Translation? We have to diversify our regional economy because we can’t count on the energy sector to do all the work for us.
“We can’t just hunker down in our municipalities and milk the cows that we have.”
Translation? Cities and counties can’t just go on relying on their own local tax bases.
“You can’t have 24 quarterbacks all calling different plays in huddle. At least shave it down to nine quarterbacks.”
Translation? The 24-member Capital Region Board, created, somewhat forcibly, by thenpremier Ed Stelmach back in 2008, isn’t nimble enough to give metro Edmonton the leadership it needs.
On Friday, Lowry and his panel released a scathing report about this region’s future. The report was commissioned last fall at a cost of $600,000 by a new group called the Metro Mayors Alliance. It represents nine municipalities with 95 per cent of the regional population, and 96 per cent of the regional tax assessment base: Edmonton, Strathcona County, St. Albert, Sturgeon County, Fort Saskatchewan, the City of Leduc, Leduc County, Spruce Grove and Parkland County.
“If municipalities don’t change their current trajectory,” the report warns, “as much as 87,700 additional hectares of agricultural land and 50,200 hectares of natural areas could be lost to unco-ordinated development over the next 50 years.”
That would double the size of metro Edmonton’s already huge footprint. The upshot?
“Taxpayers could be on the hook for an additional $8.2 billion to service that larger footprint with roads and other public infrastructure.”
The report offers just three recommendations — a novelty since many such documents often bog down with dozens. And its recommendations are charmingly simple. They don’t require amalgamation or super councils, just political will.
The first recommendation is to market, promote and develop this as one integrated economic region.
The second is to create a regional transit system, connecting cities along major routes.
The third is to come with a joint land-use plan to encourage density and complementary zoning.

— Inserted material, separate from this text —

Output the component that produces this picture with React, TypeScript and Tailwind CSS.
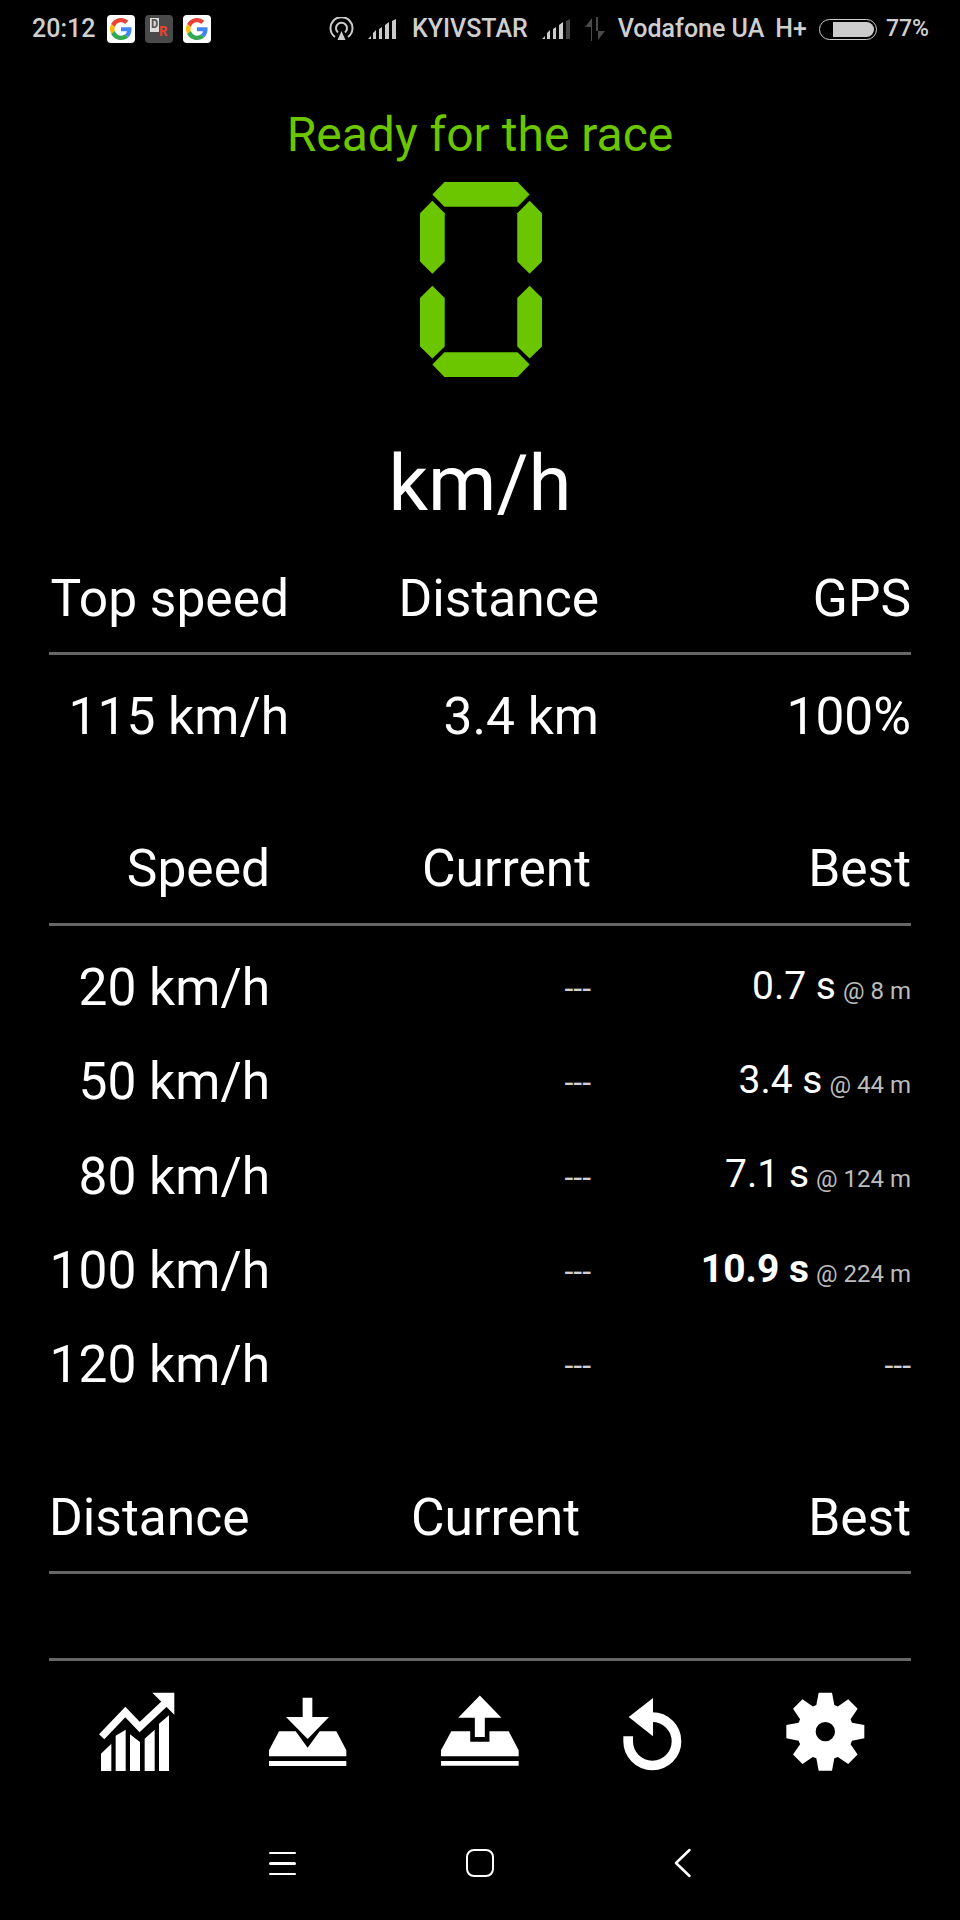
const rowClass = "grid grid-cols-[240px_310px_312px] whitespace-nowrap text-right text-[51.5px] leading-[56px] text-white";
const speedGridClass = "grid grid-cols-[221px_321px_320px] whitespace-nowrap text-right text-[51.5px] leading-[56px] text-white";

const speedRows = [
  { speed: "20 km/h", time: "0.7 s", at: "@ 8 m" },
  { speed: "50 km/h", time: "3.4 s", at: "@ 44 m" },
  { speed: "80 km/h", time: "7.1 s", at: "@ 124 m" },
  { speed: "100 km/h", time: "10.9 s", at: "@ 224 m", bold: true },
  { speed: "120 km/h" },
];

function GoogleIcon() {
  return (
    <div className="flex h-[28px] w-[28px] items-center justify-center rounded-[4px] bg-white">
      <svg viewBox="0 0 48 48" className="h-[22px] w-[22px]">
        <path fill="#EA4335" d="M24 9.5c3.54 0 6.71 1.22 9.21 3.6l6.85-6.85C35.9 2.38 30.47 0 24 0 14.62 0 6.51 5.38 2.56 13.22l7.98 6.19C12.43 13.72 17.74 9.5 24 9.5z" />
        <path fill="#4285F4" d="M46.98 24.55c0-1.57-.15-3.09-.38-4.55H24v9.02h12.94c-.58 2.96-2.26 5.48-4.78 7.18l7.73 6c4.51-4.18 7.09-10.36 7.09-17.65z" />
        <path fill="#FBBC05" d="M10.53 28.59c-.48-1.45-.76-2.99-.76-4.59s.27-3.14.76-4.59l-7.98-6.19C.92 16.46 0 20.12 0 24c0 3.88.92 7.54 2.56 10.78l7.97-6.19z" />
        <path fill="#34A853" d="M24 48c6.48 0 11.93-2.13 15.89-5.81l-7.73-6c-2.15 1.45-4.92 2.3-8.16 2.3-6.26 0-11.57-4.22-13.47-9.91l-7.98 6.19C6.51 42.62 14.62 48 24 48z" />
      </svg>
    </div>
  );
}

function DrIcon() {
  return (
    <div className="flex h-[28px] w-[28px] items-start rounded-[4px] bg-[#4a4a4a] pl-[5px] pt-[3px] font-['Liberation_Mono',monospace] text-[14px] font-bold leading-[14px]">
      <span className="h-[14px] w-[9px] bg-[#ddd] text-center text-[12px] text-[#555]">D</span>
      <span className="mt-[7px] text-[#e8452a]">R</span>
    </div>
  );
}

function Signal({ dim }: { dim?: boolean }) {
  return (
    <svg viewBox="0 0 30 20" className="h-[20px] w-[30px]">
      <path fill="#ccc" d="M0 20l3-3v3zM5 20v-6l3-3v9zM11 20V10l3-2v12zM17 20V6l4-3v17z" />
      <path fill={dim ? "#444" : "#ccc"} d="M24 20V2l4-2v20z" />
    </svg>
  );
}

function StatusBar() {
  return (
    <div className="flex h-[58px] items-center justify-between whitespace-nowrap pl-[32px] pr-[31px] text-[25px] font-medium text-[#cfcfcf]">
      <div className="flex items-center">
        <span className="w-[75px]">20:12</span>
        <div className="flex gap-[10px]">
          <GoogleIcon />
          <DrIcon />
          <GoogleIcon />
        </div>
      </div>
      <div className="flex items-center">
        <svg viewBox="0 0 25 24" className="h-[24px] w-[25px]" fill="none" stroke="#ccc">
          <path strokeWidth="2" d="M6 20a11 11 0 1 1 13 0" />
          <path strokeWidth="2" d="M9 15.500a5.500 5.500 0 1 1 7 0" />
          <path fill="#ccc" stroke="none" d="M12.500 14l4 9h-8z" />
        </svg>
        <div className="ml-[14px]"><Signal /></div>
        <span className="ml-[14px]">KYIVSTAR</span>
        <div className="ml-[14px]"><Signal dim /></div>
        <svg viewBox="0 0 23 24" className="ml-[12px] h-[24px] w-[23px]" fill="#4a4a4a">
          <path d="M7 24V10H1l7-9v23zM12 0v14h9l-7 9V0z" />
        </svg>
        <span className="ml-[11px]">Vodafone UA</span>
        <span className="ml-[11px]">H+</span>
        <div className="ml-[12px] flex h-[21px] w-[58px] justify-end rounded-full border-[1.5px] border-[#ccc] p-[2px]">
          <div className="w-[41px] rounded-r-full rounded-l-[3px] bg-[#ccc]" />
        </div>
        <span className="ml-[9px] text-[23px]">77%</span>
      </div>
    </div>
  );
}

function SevenSegZero() {
  const segments = [
    "157,104 193,67 412,67 448,104 412,141 193,141",
    "157,123 194,160 194,305 157,341 120,305 120,160",
    "448,123 485,160 485,305 448,341 411,305 411,160",
    "157,377 194,414 194,559 157,595 120,559 120,414",
    "448,377 485,414 485,559 448,595 411,559 411,414",
    "157,613 193,576 412,576 448,613 412,650 193,650",
  ];
  return (
    <svg viewBox="120 67 365 583" className="ml-[420px] mt-[19px] block h-[195px] w-[122px]" fill="#6bc600">
      {segments.map((points) => (
        <polygon key={points} points={points} />
      ))}
    </svg>
  );
}

function SpeedRow({ speed, time, at, bold }: { speed: string; time?: string; at?: string; bold?: boolean }) {
  return (
    <div className={`${speedGridClass} h-[94.3px] items-center`}>
      <span>{speed}</span>
      <span className="text-[32px] text-[#d0d0d0]">---</span>
      {time ? (
        <span className="text-[39px]">
          <span className={bold ? "font-bold" : ""}>{time}</span>
          <span className="ml-[7px] text-[24px] text-[#bdbdbd]">{at}</span>
        </span>
      ) : (
        <span className="text-[32px] text-[#d0d0d0]">---</span>
      )}
    </div>
  );
}

function gearPath() {
  const cx = 795;
  const cy = 214;
  const pts: string[] = [];
  for (let k = 0; k < 8; k++) {
    const a = (k * Math.PI) / 4;
    const p = (x: number, y: number) => {
      const px = cx + x * Math.cos(a) - y * Math.sin(a);
      const py = cy + x * Math.sin(a) + y * Math.cos(a);
      return `${px.toFixed(1)} ${py.toFixed(1)}`;
    };
    pts.push(p(-27, -80), p(-20, -117), p(20, -117), p(27, -80));
  }
  return `M${pts.join("L")}Z M${cx - 29} ${cy}a29 29 0 1 0 58 0a29 29 0 1 0 -58 0Z`;
}

function ActionIcons() {
  return (
    <div className="mt-[31px] flex h-[80px] items-start pl-[99px]">
      <svg viewBox="118 95 228 240" className="h-[80px] w-[76px]" fill="#fff">
        <path d="M124 280l31-30v82h-31zM168 226l30-18v124h-30zM211 222l30 23v87h-30zM255 235l30-27v124h-30zM298 190l30-25v167h-30z" />
        <path d="M126 229l71-74 43 45 80-75" fill="none" stroke="#fff" strokeWidth="22" />
        <path d="M278 97h66v66z" />
      </svg>
      <svg viewBox="628 95 234 240" className="ml-[94px] h-[80px] w-[78px]" fill="#fff">
        <path d="M729 112h29v58h50l-64 66-65-66h50z" />
        <path d="M658 213h50l36 49 36-49h50l30 57v18H628v-18z" />
        <path d="M628 302h232v15H628z" />
      </svg>
      <svg viewBox="1144 95 235 240" className="ml-[94px] h-[80px] w-[78px]" fill="#fff">
        <path d="M1261 105l65 67h-50v58h-30v-58h-50z" />
        <path d="M1175 213h57v31h58v-31h58l30 57v18h-234v-18z" />
        <path d="M1144 302h234v15h-234z" />
      </svg>
      <svg viewBox="190 95 177 240" className="ml-[104px] h-[80px] w-[59px]" fill="#fff">
        <path d="M205.500 228v15a72.500 72.500 0 1 0 72.500-72.500" fill="none" stroke="#fff" strokeWidth="29" />
        <path d="M280 113l-73 57 73 58z" />
      </svg>
      <svg viewBox="677 95 237 240" className="ml-[104px] h-[80px] w-[79px]" fill="#fff">
        <path fillRule="evenodd" d={gearPath()} />
      </svg>
    </div>
  );
}

function NavBar() {
  return (
    <div className="mt-[76px] flex h-[30px] items-center pl-[269px]">
      <div className="flex w-[27px] flex-col gap-[8px]">
        <div className="h-[2.500px] rounded-full bg-white" />
        <div className="h-[2.500px] rounded-full bg-white" />
        <div className="h-[2.500px] rounded-full bg-white" />
      </div>
      <div className="ml-[170px] h-[28px] w-[28px] rounded-[8px] border-[2.500px] border-white" />
      <svg viewBox="0 0 17 30" className="ml-[180px] h-[30px] w-[17px]" fill="none" stroke="#fff" strokeWidth="2.500" strokeLinecap="round" strokeLinejoin="round">
        <path d="M15.500 2L2 15l13.500 13" />
      </svg>
    </div>
  );
}

export default function App() {
  return (
    <div className="h-[1920px] w-[960px] overflow-hidden bg-black font-['Roboto',sans-serif]">
      <StatusBar />
      <h1 className="mt-[49px] text-center text-[48px] font-normal leading-[56px] text-[#6bc600]">Ready for the race</h1>
      <SevenSegZero />
      <div className="mt-[63px] text-center text-[78px] leading-[88px] text-white">km/h</div>

      <div className="mt-[43px] px-[49px]">
        <div className={`${rowClass} h-[84px] border-b-[3px] border-[#666]`}>
          <span>Top speed</span>
          <span>Distance</span>
          <span>GPS</span>
        </div>
        <div className={`${rowClass} mt-[34px]`}>
          <span>115 km/h</span>
          <span>3.4 km</span>
          <span>100%</span>
        </div>

        <div className={`${speedGridClass} mt-[96px] h-[85px] border-b-[3px] border-[#666]`}>
          <span>Speed</span>
          <span>Current</span>
          <span>Best</span>
        </div>
        <div className="mt-[15px]">
          {speedRows.map((row) => (
            <SpeedRow key={row.speed} {...row} />
          ))}
        </div>

        <div className="mt-[78px] grid h-[84px] grid-cols-[200px_331px_331px] whitespace-nowrap border-b-[3px] border-[#666] text-right text-[51.5px] leading-[56px] text-white">
          <span>Distance</span>
          <span>Current</span>
          <span>Best</span>
        </div>
        <div className="mt-[84px] h-[3px] bg-[#666]" />
      </div>

      <ActionIcons />
      <NavBar />
    </div>
  );
}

It’s all sane, solid and sensible, although it’s hard to see why, exactly, we needed to pay almost $200,000 per recommendation except to give the nine mayors the necessary political coverage and justification. And these are hardly new ideas. They’ve been repeated in previous reports and studies.
Still, it would be worth every penny of $600,000 — Lowry says the report actually cost slightly less — if it worked. Based on past practices, though, that’s certainly not guaranteed.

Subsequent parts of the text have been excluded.